In the wake of the upcoming COP27 climate summit taking place this Sunday, U.N Secretary-General Antonio Guterres warned that nations would face irreversible catastrophe unless they rapidly deliver on the commitments made during the 2015 Paris climate summit. The upcoming summit, convening in Sharm El Sheikh, Egypt, on Sunday, renews hope for a world battered with interconnected climate crises. 

António Guterres addressed the public with a newfound urgency, “COP27 must be the place to rebuild trust and re-establish the ambition needed to avoid driving our planet over the climate cliff. In the last few weeks, report after report has painted a clear and bleak picture.”

One of these bleak reports included recent projections from UNESCO. Allegedly a third of the world’s glaciers which have been declared world heritage sites, will disappear by 2050 regardless of whether or not nations implement drastic measures to curb fossil fuel emissions. According to the report, glaciers in Yosemite National Park, California, and Mount Kilimanjaro, Tanzania, will be among the world heritage sites projected to disappear by mid-century. 

Another report recently published by the U.N Environment Program found that wealthy nations are currently failing their previous commitments to aid poor countries attempting to adapt to climate change. The report found that “ the cost of adapting to climate change could top a half-trillion dollars annually by mid-century — dwarfing the less-than-$30 billion dollars countries have so far received to adapt to the climate crisis.”

Just this year, after hurricanes submerged one-third of Pakistan’s land mass, the United States pledged to donate 0.01% of the funds necessary to reconstruct the country. It’s vital to remember that while the Global South currently faces the brunt of climate change’s impacts, the citizens of those countries have contributed the least to our current climate crisis. This phenomenon, labeled “Climate Apartheid” is best underscored by the recent Climate Change Risk Index of 2021 report, which claims Pakistan is ranked eighth among countries most vulnerable to climate crisis despite contributing less than 1% to global carbon emissions. 

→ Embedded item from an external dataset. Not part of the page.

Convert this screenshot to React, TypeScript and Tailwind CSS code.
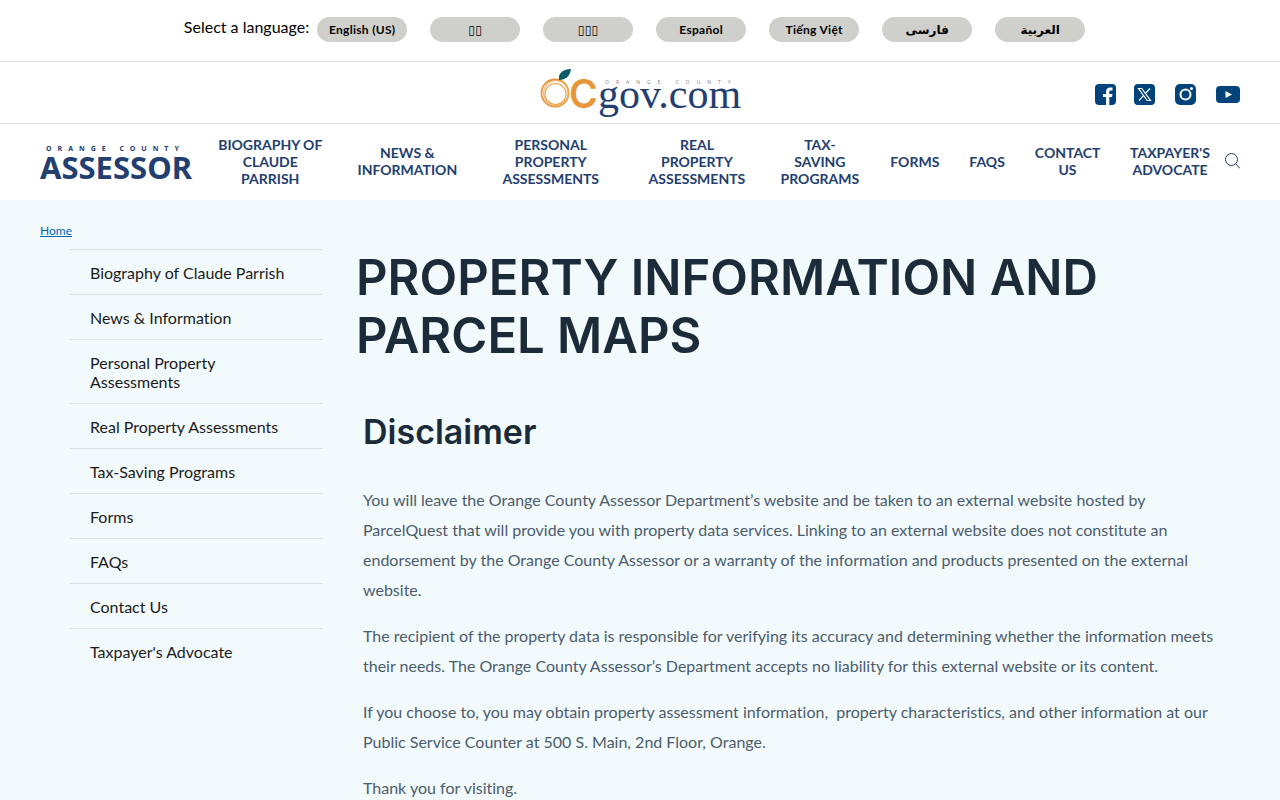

 When scientists in the developed world, most notably in the United States and the U.K, protest their governments lack of action, they are immediately thrown in jail. Although their tactics have become increasingly desperate their protests have fallen on deaf ears. In April of this year, a climate activist from Colorado set himself on fire on the steps of the Supreme Court as the court heard arguments to further limit the Environmental Protection Agency’s authority to prevent pollution.